Serverless functions are inherently state-less unless you integrate them with, say, a database (serverless or not) so other questions come in to play as well, such as caching data. Do I want to fetch a weather report from Accuweather for every one of the thousands of people that might request the weather for Albany NY within, say, a 30 minute window? That costs me money to hit Accuweather for each of those requests. Wouldn't it make more sense to cache the results within a window of time? This falls more under the traditional server concept rather than a stateless compute function. Once you bring stateless functions and stateless databases (and other services, such as authentication and authorization) into the equation, the setup and maintenance costs begin to approach that of standing up a traditional server.

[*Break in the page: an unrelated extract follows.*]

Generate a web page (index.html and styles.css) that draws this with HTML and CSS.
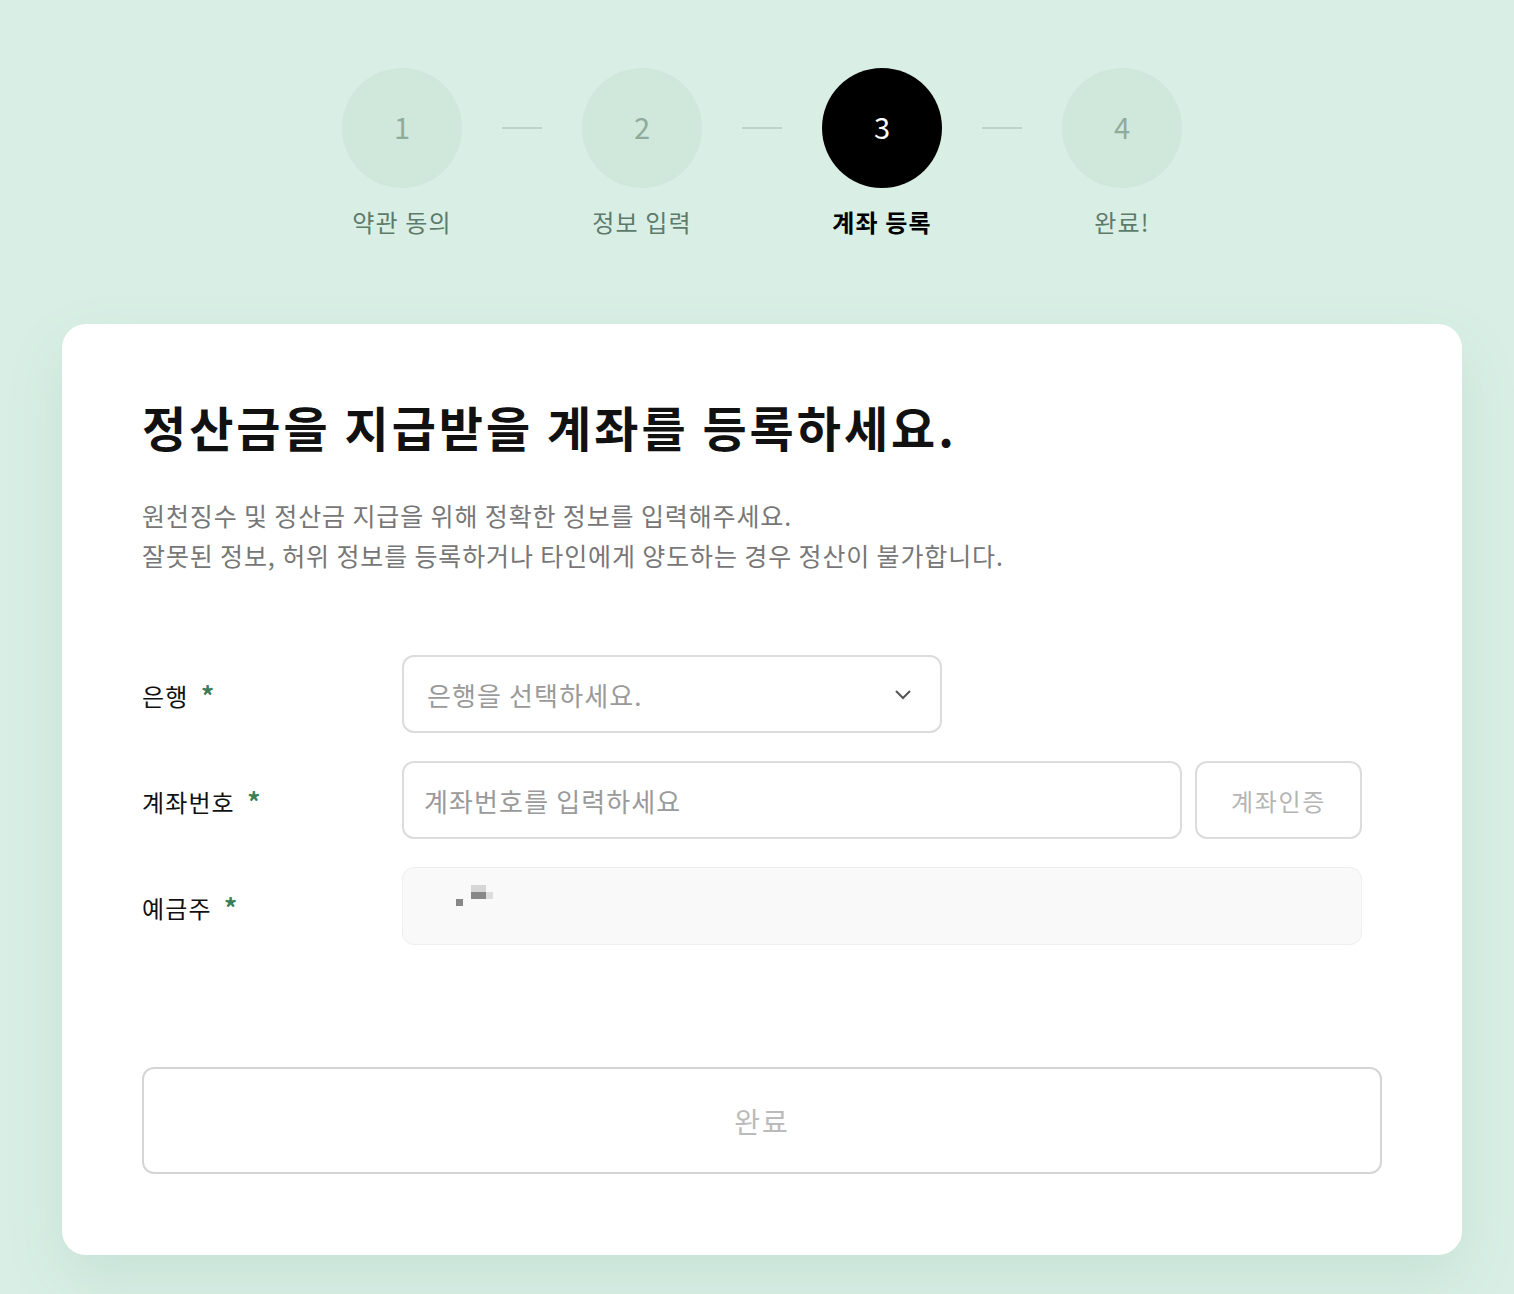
FILE: index.html
```html
<!doctype html>
<html>
<head>
  <meta charset="utf-8">
  <title>계좌 등록</title>
  <link rel="stylesheet" href="styles.css">
</head>
<body>
  <div class="page">
    <div class="steps">
      <div class="step">
        <div class="step-num">1</div>
        <div class="step-label">약관 동의</div>
      </div>
      <div class="step-line"></div>
      <div class="step">
        <div class="step-num">2</div>
        <div class="step-label">정보 입력</div>
      </div>
      <div class="step-line"></div>
      <div class="step active">
        <div class="step-num">3</div>
        <div class="step-label">계좌 등록</div>
      </div>
      <div class="step-line"></div>
      <div class="step">
        <div class="step-num">4</div>
        <div class="step-label">완료!</div>
      </div>
    </div>

    <div class="card">
      <h1 class="title">정산금을 지급받을 계좌를 등록하세요.</h1>
      <p class="desc">원천징수 및 정산금 지급을 위해 정확한 정보를 입력해주세요.<br>잘못된 정보, 허위 정보를 등록하거나 타인에게 양도하는 경우 정산이 불가합니다.</p>

      <div class="form">
        <div class="row">
          <div class="label">은행 <span class="req">*</span></div>
          <div class="select">
            <span class="placeholder">은행을 선택하세요.</span>
            <svg class="chevron" width="18" height="12" viewBox="0 0 18 12"><path d="M2 3l7 7 7-7" fill="none" stroke="#555" stroke-width="2"/></svg>
          </div>
        </div>
        <div class="row">
          <div class="label">계좌번호 <span class="req">*</span></div>
          <div class="input wide"><span class="placeholder">계좌번호를 입력하세요</span></div>
          <button class="verify">계좌인증</button>
        </div>
        <div class="row">
          <div class="label">예금주 <span class="req">*</span></div>
          <div class="input readonly">
            <svg class="masked" width="40" height="24" viewBox="0 0 40 24">
              <rect x="0" y="14" width="7" height="7" fill="#888"/>
              <rect x="15" y="0" width="15" height="7" fill="#d6d6d6"/>
              <rect x="15" y="7" width="15" height="7" fill="#888"/>
              <rect x="30" y="7" width="7" height="7" fill="#ddd"/>
            </svg>
          </div>
        </div>
      </div>

      <button class="submit">완료</button>
    </div>
  </div>
</body>
</html>
```

FILE: styles.css
```css
html, body {
  margin: 0;
  padding: 0;
}
body {
  background: #d9efe5;
  font-family: "Noto Sans CJK KR", "Noto Sans", sans-serif;
  color: #111;
  letter-spacing: 0.07em;
}
.page {
  width: 1400px;
  margin-left: 62px;
  padding: 68px 0 40px 0;
}

/* steps */
.steps {
  display: flex;
  justify-content: center;
  align-items: flex-start;
}
.step {
  width: 120px;
  display: flex;
  flex-direction: column;
  align-items: center;
}
.step-num {
  box-sizing: border-box;
  width: 120px;
  height: 120px;
  padding-bottom: 4px;
  border-radius: 50%;
  background: #d0e8dc;
  color: #8eab9c;
  font-size: 29px;
  letter-spacing: 0;
  display: flex;
  align-items: center;
  justify-content: center;
}
.step-label {
  margin-top: 17px;
  font-size: 24px;
  line-height: 34px;
  color: #5d7b6b;
  white-space: nowrap;
}
.step.active .step-num {
  background: #000;
  color: #fff;
}
.step.active .step-label {
  color: #000;
  font-weight: 700;
}
.step-line {
  width: 40px;
  height: 2px;
  margin: 59px 40px 0 40px;
  background: #bcd4c7;
}

/* card */
.card {
  margin-top: 85px;
  background: #fff;
  border-radius: 24px;
  padding: 70px 80px 81px 80px;
  box-shadow: 0 24px 60px rgba(70, 130, 100, 0.12);
}
.title {
  margin: 0;
  font-size: 48px;
  line-height: 64px;
  font-weight: 600;
  letter-spacing: 3px;
}
.desc {
  margin: 37px 0 0 0;
  font-size: 25px;
  line-height: 40px;
  letter-spacing: 0.035em;
  color: #777;
}

.form {
  margin-top: 80px;
  display: flex;
  flex-direction: column;
  gap: 28px;
}
.row {
  display: flex;
  align-items: center;
  gap: 13px;
}
.label {
  width: 247px;
  font-size: 24px;
  color: #111;
}
.req {
  color: #3c7d5c;
  font-weight: 700;
  font-size: 26px;
  margin-left: 6px;
}
.select, .input {
  box-sizing: border-box;
  height: 78px;
  border: 2px solid #dcdcdc;
  border-radius: 12px;
  display: flex;
  align-items: center;
  padding: 0 20px;
  font-size: 26px;
}
.select {
  width: 540px;
  justify-content: space-between;
  padding-left: 23px;
  padding-right: 28px;
}
.placeholder {
  color: #9a9a9a;
}
.input.wide {
  width: 780px;
}
.input.readonly {
  width: 960px;
  background: #f9f9f9;
  border: 1px solid #eeeeee;
  padding-left: 53px;
  align-items: flex-start;
  padding-top: 17px;
}
.verify {
  box-sizing: border-box;
  width: 167px;
  height: 78px;
  border: 2px solid #dcdcdc;
  border-radius: 12px;
  background: #fff;
  color: #b5b5b5;
  font-family: inherit;
  font-size: 24px;
  letter-spacing: 0.07em;
}
.submit {
  display: block;
  box-sizing: border-box;
  width: 100%;
  height: 107px;
  margin-top: 122px;
  border: 2px solid #d5d5d5;
  border-radius: 12px;
  background: #fff;
  color: #bbbbbb;
  font-family: inherit;
  font-size: 28px;
  letter-spacing: 0.07em;
}
```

Speaking of authentication and authorization, I also don't think serverless computing does much, if anything, to improve the security of your application. Unfortunately, I cannot help but think that these serverless solutions will offer a whole new trove of hacking which can become quite expensive for the business that is running these things and doesn't understand the vulnerability of these endpoints and that they do not go through the typical layers of authentication and authorization that they would go through with a traditional server. Given that this post on security for Azure functions was made in November 2018 "Today, we're announcing new security features which reduce the amount of code you need in order to work with identities and secrets under management." I think I make a valid point. You will also note that the URL for the function works for http as well as https. Google warns you about this:
In order to set up the endpoint as HTTPS only, I have to go through several layers of menus (my function application => Application Settings => Platform Features => Custom Domains) before I can change the default from HTTP to HTTPS:
Only then does an http request redirect to https:
So, let the buyer beware of the pros and cons of these serverless technologies!